## STATED PROBLEM:
Copy, from the entries below, each line where the word "this" can be found.

═════ RECORDS TO PROCESS ═════

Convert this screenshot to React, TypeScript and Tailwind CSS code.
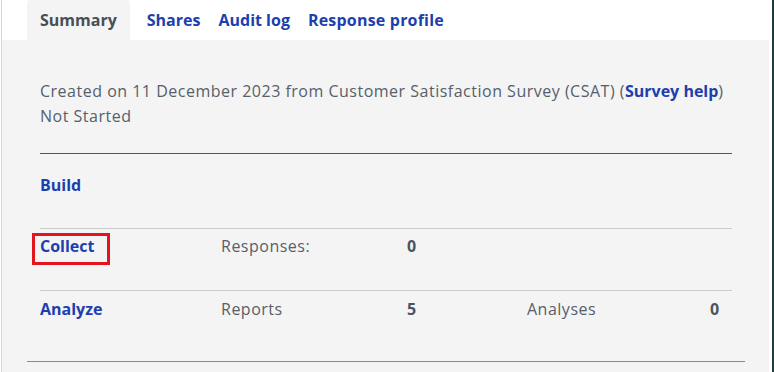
export default function App() {
  return (
    <div className="flex h-[372px] w-[774px] bg-white font-['Open_Sans',sans-serif] text-[16px] leading-[25px] text-[#56606a]">
      <div className="ml-px w-px bg-[#d6d6d6]" />
      <div className="flex w-[767px] flex-col">
        <nav className="flex h-10 items-center bg-white pl-[25px] font-bold">
          <span className="flex h-10 items-center rounded-t-[3px] bg-[#f4f4f4] px-[13px] pt-px text-[#474f57]">
            Summary
          </span>
          <a className="ml-[17px] pt-px text-[#1d3fae]">Shares</a>
          <a className="ml-[18px] pt-px text-[#1d3fae]">Audit log</a>
          <a className="ml-[18px] pt-px tracking-[0.2px] text-[#1d3fae]">Response profile</a>
        </nav>

        <div className="flex-1 bg-[#f4f4f4] pl-[25px]">
          <div className="w-[718px] border-b border-[#8a8a8a] px-[13px] pb-[39px] pt-[39px] tracking-[0.5px]">
            <p>
              Created on 11 December 2023 from Customer Satisfaction Survey (CSAT) (
              <a className="font-bold tracking-normal text-[#1d3fae]">Survey help</a>)
            </p>
            <p>Not Started</p>

            <div className="mt-6 border-t border-[#4b5a60]" />

            <div className="grid h-[74px] grid-cols-[181px_186px_120px_183px_23px] pt-[19px]">
              <a className="font-bold tracking-normal text-[#1d3fae]">Build</a>
            </div>

            <div className="grid h-[62px] grid-cols-[181px_186px_120px_183px_23px] border-t border-[#cccccc] pt-[5px]">
              <span className="relative font-bold tracking-normal text-[#1d3fae]">
                Collect
                <span className="absolute -left-[8px] -top-[1px] h-[32px] w-[78px] border-[3px] border-[#e3141e]" />
              </span>
              <span>Responses:</span>
              <span className="font-bold text-[#4a5560]">0</span>
            </div>

            <div className="grid grid-cols-[181px_186px_120px_183px_23px] border-t border-[#cccccc] pt-[6px]">
              <a className="font-bold tracking-normal text-[#1d3fae]">Analyze</a>
              <span>Reports</span>
              <span className="font-bold text-[#4a5560]">5</span>
              <span>Analyses</span>
              <span className="font-bold text-[#4a5560]">0</span>
            </div>
          </div>
        </div>
      </div>
      <div className="w-[3px] bg-white" />
      <div className="w-[2px] bg-[#1f3b3b]" />
    </div>
  );
}
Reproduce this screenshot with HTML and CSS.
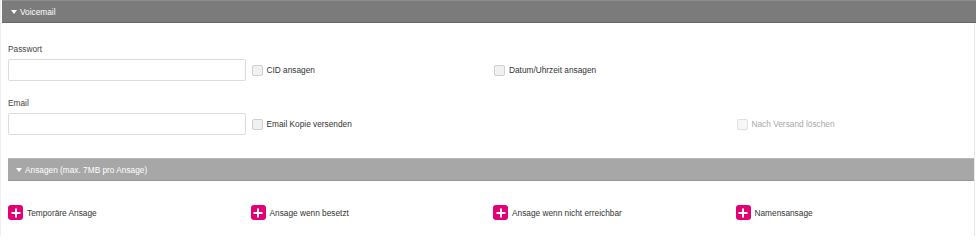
FILE: index.html
```html
<!DOCTYPE html>
<html lang="de">
<head>
<meta charset="utf-8">
<title>Voicemail</title>
<link rel="stylesheet" href="styles.css">
</head>
<body>
<div class="page">
  <div class="section-header section-header--dark">
    <span class="caret"></span><span>Voicemail</span>
  </div>

  <div class="form">
    <div class="form-row">
      <div class="field">
        <label class="field-label">Passwort</label>
        <input class="text-input" type="password">
      </div>
      <div class="check"><span class="box"></span><span>CID ansagen</span></div>
      <div class="check"><span class="box"></span><span>Datum/Uhrzeit ansagen</span></div>
      <div></div>
    </div>

    <div class="form-row form-row--second">
      <div class="field">
        <label class="field-label">Email</label>
        <input class="text-input" type="text">
      </div>
      <div class="check"><span class="box"></span><span>Email Kopie versenden</span></div>
      <div></div>
      <div class="check check--disabled"><span class="box"></span><span>Nach Versand löschen</span></div>
    </div>

    <div class="section-header section-header--light">
      <span class="caret"></span><span>Ansagen (max. 7MB pro Ansage)</span>
    </div>

    <div class="announce-row">
      <div class="announce"><span class="plus"></span><span>Temporäre Ansage</span></div>
      <div class="announce"><span class="plus"></span><span>Ansage wenn besetzt</span></div>
      <div class="announce"><span class="plus"></span><span>Ansage wenn nicht erreichbar</span></div>
      <div class="announce"><span class="plus"></span><span>Namensansage</span></div>
    </div>
  </div>
</div>
</body>
</html>
```

FILE: styles.css
```css
html, body {
  margin: 0;
  padding: 0;
  background: #ffffff;
}

body {
  font-family: "Liberation Sans", Arial, sans-serif;
  font-size: 8.3px;
  color: #3a3a3a;
}

.page {
  width: 975px;
  height: 236px;
  border-right: 1px solid #e8e8e8;
  border-left: 1px solid #f0f0f0;
  box-sizing: border-box;
}

.section-header {
  display: flex;
  align-items: center;
  gap: 3px;
  color: #ffffff;
  box-sizing: border-box;
}

.section-header--dark {
  margin-left: 1px;
  margin-right: -2px;
  height: 23px;
  padding-left: 9px;
  background: #7b7b7b;
  border-top: 1px solid #8e8e8e;
  border-bottom: 1px solid #666666;
}

.section-header--light {
  height: 23px;
  padding-left: 8px;
  margin-top: 23px;
  background: #a7a7a7;
  border-top: 1px solid #b8b8b8;
  border-bottom: 1px solid #979797;
}

.caret {
  width: 0;
  height: 0;
  border-left: 3px solid transparent;
  border-right: 3px solid transparent;
  border-top: 4px solid #ffffff;
}

.form {
  padding-left: 7px;
}

.form-row {
  display: grid;
  grid-template-columns: repeat(4, 242.5px);
  align-items: end;
  padding-top: 21px;
}

.form-row--second {
  padding-top: 17px;
}

.field {
  display: flex;
  flex-direction: column;
  gap: 4px;
}

.field-label {
  line-height: 11px;
  color: #444444;
}

.text-input {
  width: 238px;
  height: 22px;
  box-sizing: border-box;
  margin: 0;
  border: 1px solid #dcdcdc;
  border-radius: 2px;
  background: #ffffff;
  outline: none;
}

.check {
  display: flex;
  align-items: center;
  gap: 4px;
  height: 22px;
  padding-left: 1px;
  color: #333333;
}

.box {
  width: 11px;
  height: 11px;
  box-sizing: border-box;
  border: 1px solid #cfcfcf;
  border-radius: 2px;
  background: #f1f1f1;
}

.check--disabled {
  color: #a8a8a8;
}

.check--disabled .box {
  border-color: #e0e0e0;
  background: #f7f7f7;
}

.announce-row {
  display: grid;
  grid-template-columns: repeat(4, 242.5px);
  padding-top: 24px;
}

.announce {
  display: flex;
  align-items: center;
  gap: 4px;
  color: #333333;
}

.plus {
  position: relative;
  width: 15px;
  height: 15px;
  border-radius: 3px;
  background: #e20074;
  flex: none;
}

.plus::before,
.plus::after {
  content: "";
  position: absolute;
  background: #ffffff;
  left: 50%;
  top: 50%;
  transform: translate(-50%, -50%);
}

.plus::before {
  width: 9px;
  height: 2px;
}

.plus::after {
  width: 2px;
  height: 9px;
}
```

═════

## THE RESULT:
Convert this screenshot to React, TypeScript and Tailwind CSS code.
Reproduce this screenshot with HTML and CSS.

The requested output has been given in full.